# [Task statement]
Pictures do not belong in your copy. Repeat all the other data exactly.

__________

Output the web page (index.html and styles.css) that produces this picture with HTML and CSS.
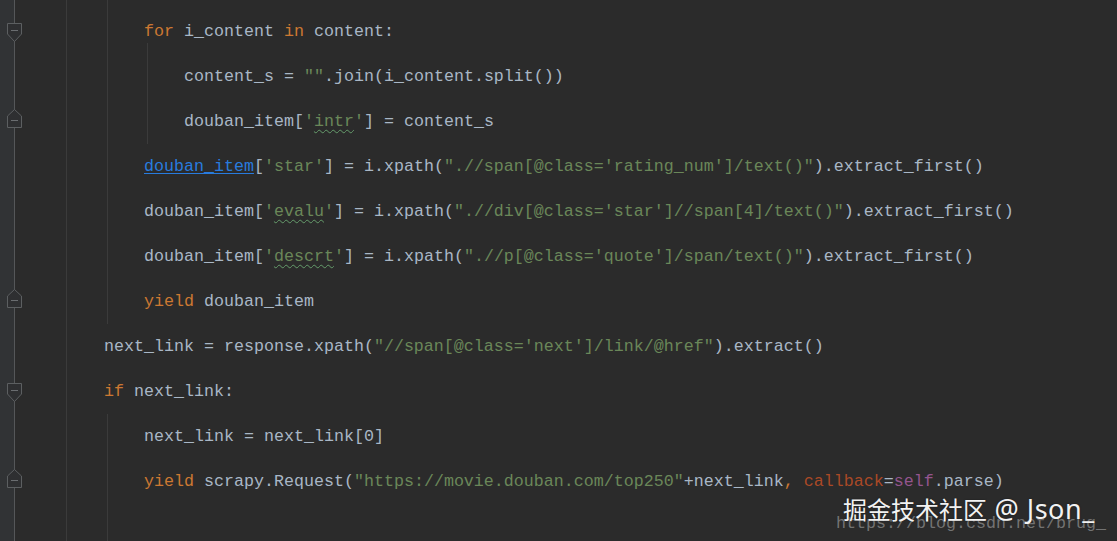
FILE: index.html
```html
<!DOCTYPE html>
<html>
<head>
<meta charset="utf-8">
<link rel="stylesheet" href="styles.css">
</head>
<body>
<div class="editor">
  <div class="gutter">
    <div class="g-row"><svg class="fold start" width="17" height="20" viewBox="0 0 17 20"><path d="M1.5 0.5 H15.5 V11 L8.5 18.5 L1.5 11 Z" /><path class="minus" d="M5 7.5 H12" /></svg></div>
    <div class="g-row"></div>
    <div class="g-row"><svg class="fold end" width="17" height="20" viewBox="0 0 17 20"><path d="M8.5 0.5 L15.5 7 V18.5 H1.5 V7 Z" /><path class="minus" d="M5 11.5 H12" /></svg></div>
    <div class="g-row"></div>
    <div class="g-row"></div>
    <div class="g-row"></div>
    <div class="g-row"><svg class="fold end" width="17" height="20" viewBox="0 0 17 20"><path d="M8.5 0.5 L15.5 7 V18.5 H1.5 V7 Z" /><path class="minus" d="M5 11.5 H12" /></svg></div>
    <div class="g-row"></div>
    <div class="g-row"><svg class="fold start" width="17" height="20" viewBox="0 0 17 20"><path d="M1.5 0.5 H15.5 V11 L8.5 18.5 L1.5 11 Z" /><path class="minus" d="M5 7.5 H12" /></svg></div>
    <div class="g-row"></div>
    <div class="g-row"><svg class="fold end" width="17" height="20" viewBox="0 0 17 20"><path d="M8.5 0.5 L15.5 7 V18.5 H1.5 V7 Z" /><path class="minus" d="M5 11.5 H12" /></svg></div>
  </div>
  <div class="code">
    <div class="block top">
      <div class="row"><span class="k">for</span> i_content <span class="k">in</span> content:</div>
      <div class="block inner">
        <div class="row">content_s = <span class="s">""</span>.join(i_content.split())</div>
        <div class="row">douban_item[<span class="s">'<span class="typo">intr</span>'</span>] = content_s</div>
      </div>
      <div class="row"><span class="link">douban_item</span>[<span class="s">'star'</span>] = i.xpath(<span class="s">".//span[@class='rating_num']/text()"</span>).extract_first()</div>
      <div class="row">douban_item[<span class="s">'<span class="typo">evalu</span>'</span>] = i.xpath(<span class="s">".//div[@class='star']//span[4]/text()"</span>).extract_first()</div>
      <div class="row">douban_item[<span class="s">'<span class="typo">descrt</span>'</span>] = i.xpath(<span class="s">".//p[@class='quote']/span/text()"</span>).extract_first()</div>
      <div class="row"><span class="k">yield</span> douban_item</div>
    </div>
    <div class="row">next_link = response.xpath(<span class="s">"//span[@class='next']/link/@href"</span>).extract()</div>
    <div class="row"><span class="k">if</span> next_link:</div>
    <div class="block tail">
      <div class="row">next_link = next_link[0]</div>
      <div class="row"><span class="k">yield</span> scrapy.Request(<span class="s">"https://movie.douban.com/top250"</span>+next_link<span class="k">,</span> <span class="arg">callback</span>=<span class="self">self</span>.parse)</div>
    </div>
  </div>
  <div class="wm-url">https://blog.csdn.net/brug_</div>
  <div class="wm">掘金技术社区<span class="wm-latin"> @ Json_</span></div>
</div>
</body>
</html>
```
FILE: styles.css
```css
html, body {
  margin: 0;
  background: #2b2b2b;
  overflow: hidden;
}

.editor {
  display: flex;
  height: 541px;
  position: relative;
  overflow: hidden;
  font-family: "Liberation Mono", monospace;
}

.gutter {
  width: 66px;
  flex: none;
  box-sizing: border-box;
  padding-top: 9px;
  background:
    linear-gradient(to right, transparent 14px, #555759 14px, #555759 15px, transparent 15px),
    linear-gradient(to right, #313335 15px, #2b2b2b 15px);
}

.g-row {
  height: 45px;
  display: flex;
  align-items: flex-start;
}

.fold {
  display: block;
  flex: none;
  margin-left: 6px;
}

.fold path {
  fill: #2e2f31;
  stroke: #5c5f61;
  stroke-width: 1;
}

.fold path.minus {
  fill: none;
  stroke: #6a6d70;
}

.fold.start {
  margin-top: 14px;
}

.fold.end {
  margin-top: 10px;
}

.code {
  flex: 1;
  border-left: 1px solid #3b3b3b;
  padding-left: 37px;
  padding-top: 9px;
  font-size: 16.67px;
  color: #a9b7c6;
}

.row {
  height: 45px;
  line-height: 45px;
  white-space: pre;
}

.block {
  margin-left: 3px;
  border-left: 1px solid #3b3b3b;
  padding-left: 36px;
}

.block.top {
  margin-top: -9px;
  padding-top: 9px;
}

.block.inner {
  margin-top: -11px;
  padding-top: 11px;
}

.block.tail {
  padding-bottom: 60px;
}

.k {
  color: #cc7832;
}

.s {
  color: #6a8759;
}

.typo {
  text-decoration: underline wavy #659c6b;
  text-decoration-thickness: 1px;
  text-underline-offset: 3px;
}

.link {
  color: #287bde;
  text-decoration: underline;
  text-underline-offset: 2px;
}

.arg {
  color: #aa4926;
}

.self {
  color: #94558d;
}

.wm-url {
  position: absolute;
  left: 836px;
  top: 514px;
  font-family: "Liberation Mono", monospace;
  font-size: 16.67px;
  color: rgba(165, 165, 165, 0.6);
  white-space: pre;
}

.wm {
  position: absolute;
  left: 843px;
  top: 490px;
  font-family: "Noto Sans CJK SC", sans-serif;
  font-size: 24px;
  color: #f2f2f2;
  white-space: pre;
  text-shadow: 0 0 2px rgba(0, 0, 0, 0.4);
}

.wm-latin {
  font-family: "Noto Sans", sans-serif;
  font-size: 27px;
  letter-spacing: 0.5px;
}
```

__________

# [Completed exercise]
Output the web page (index.html and styles.css) that produces this picture with HTML and CSS.
FILE: index.html
```html
<!DOCTYPE html>
<html>
<head>
<meta charset="utf-8">
<link rel="stylesheet" href="styles.css">
</head>
<body>
<div class="editor">
  <div class="gutter">
    <div class="g-row"><svg class="fold start" width="17" height="20" viewBox="0 0 17 20"><path d="M1.5 0.5 H15.5 V11 L8.5 18.5 L1.5 11 Z" /><path class="minus" d="M5 7.5 H12" /></svg></div>
    <div class="g-row"></div>
    <div class="g-row"><svg class="fold end" width="17" height="20" viewBox="0 0 17 20"><path d="M8.5 0.5 L15.5 7 V18.5 H1.5 V7 Z" /><path class="minus" d="M5 11.5 H12" /></svg></div>
    <div class="g-row"></div>
    <div class="g-row"></div>
    <div class="g-row"></div>
    <div class="g-row"><svg class="fold end" width="17" height="20" viewBox="0 0 17 20"><path d="M8.5 0.5 L15.5 7 V18.5 H1.5 V7 Z" /><path class="minus" d="M5 11.5 H12" /></svg></div>
    <div class="g-row"></div>
    <div class="g-row"><svg class="fold start" width="17" height="20" viewBox="0 0 17 20"><path d="M1.5 0.5 H15.5 V11 L8.5 18.5 L1.5 11 Z" /><path class="minus" d="M5 7.5 H12" /></svg></div>
    <div class="g-row"></div>
    <div class="g-row"><svg class="fold end" width="17" height="20" viewBox="0 0 17 20"><path d="M8.5 0.5 L15.5 7 V18.5 H1.5 V7 Z" /><path class="minus" d="M5 11.5 H12" /></svg></div>
  </div>
  <div class="code">
    <div class="block top">
      <div class="row"><span class="k">for</span> i_content <span class="k">in</span> content:</div>
      <div class="block inner">
        <div class="row">content_s = <span class="s">""</span>.join(i_content.split())</div>
        <div class="row">douban_item[<span class="s">'<span class="typo">intr</span>'</span>] = content_s</div>
      </div>
      <div class="row"><span class="link">douban_item</span>[<span class="s">'star'</span>] = i.xpath(<span class="s">".//span[@class='rating_num']/text()"</span>).extract_first()</div>
      <div class="row">douban_item[<span class="s">'<span class="typo">evalu</span>'</span>] = i.xpath(<span class="s">".//div[@class='star']//span[4]/text()"</span>).extract_first()</div>
      <div class="row">douban_item[<span class="s">'<span class="typo">descrt</span>'</span>] = i.xpath(<span class="s">".//p[@class='quote']/span/text()"</span>).extract_first()</div>
      <div class="row"><span class="k">yield</span> douban_item</div>
    </div>
    <div class="row">next_link = response.xpath(<span class="s">"//span[@class='next']/link/@href"</span>).extract()</div>
    <div class="row"><span class="k">if</span> next_link:</div>
    <div class="block tail">
      <div class="row">next_link = next_link[0]</div>
      <div class="row"><span class="k">yield</span> scrapy.Request(<span class="s">"https://movie.douban.com/top250"</span>+next_link<span class="k">,</span> <span class="arg">callback</span>=<span class="self">self</span>.parse)</div>
    </div>
  </div>
  <div class="wm-url">https://blog.csdn.net/brug_</div>
  <div class="wm">掘金技术社区<span class="wm-latin"> @ Json_</span></div>
</div>
</body>
</html>
```
FILE: styles.css
```css
html, body {
  margin: 0;
  background: #2b2b2b;
  overflow: hidden;
}

.editor {
  display: flex;
  height: 541px;
  position: relative;
  overflow: hidden;
  font-family: "Liberation Mono", monospace;
}

.gutter {
  width: 66px;
  flex: none;
  box-sizing: border-box;
  padding-top: 9px;
  background:
    linear-gradient(to right, transparent 14px, #555759 14px, #555759 15px, transparent 15px),
    linear-gradient(to right, #313335 15px, #2b2b2b 15px);
}

.g-row {
  height: 45px;
  display: flex;
  align-items: flex-start;
}

.fold {
  display: block;
  flex: none;
  margin-left: 6px;
}

.fold path {
  fill: #2e2f31;
  stroke: #5c5f61;
  stroke-width: 1;
}

.fold path.minus {
  fill: none;
  stroke: #6a6d70;
}

.fold.start {
  margin-top: 14px;
}

.fold.end {
  margin-top: 10px;
}

.code {
  flex: 1;
  border-left: 1px solid #3b3b3b;
  padding-left: 37px;
  padding-top: 9px;
  font-size: 16.67px;
  color: #a9b7c6;
}

.row {
  height: 45px;
  line-height: 45px;
  white-space: pre;
}

.block {
  margin-left: 3px;
  border-left: 1px solid #3b3b3b;
  padding-left: 36px;
}

.block.top {
  margin-top: -9px;
  padding-top: 9px;
}

.block.inner {
  margin-top: -11px;
  padding-top: 11px;
}

.block.tail {
  padding-bottom: 60px;
}

.k {
  color: #cc7832;
}

.s {
  color: #6a8759;
}

.typo {
  text-decoration: underline wavy #659c6b;
  text-decoration-thickness: 1px;
  text-underline-offset: 3px;
}

.link {
  color: #287bde;
  text-decoration: underline;
  text-underline-offset: 2px;
}

.arg {
  color: #aa4926;
}

.self {
  color: #94558d;
}

.wm-url {
  position: absolute;
  left: 836px;
  top: 514px;
  font-family: "Liberation Mono", monospace;
  font-size: 16.67px;
  color: rgba(165, 165, 165, 0.6);
  white-space: pre;
}

.wm {
  position: absolute;
  left: 843px;
  top: 490px;
  font-family: "Noto Sans CJK SC", sans-serif;
  font-size: 24px;
  color: #f2f2f2;
  white-space: pre;
  text-shadow: 0 0 2px rgba(0, 0, 0, 0.4);
}

.wm-latin {
  font-family: "Noto Sans", sans-serif;
  font-size: 27px;
  letter-spacing: 0.5px;
}
```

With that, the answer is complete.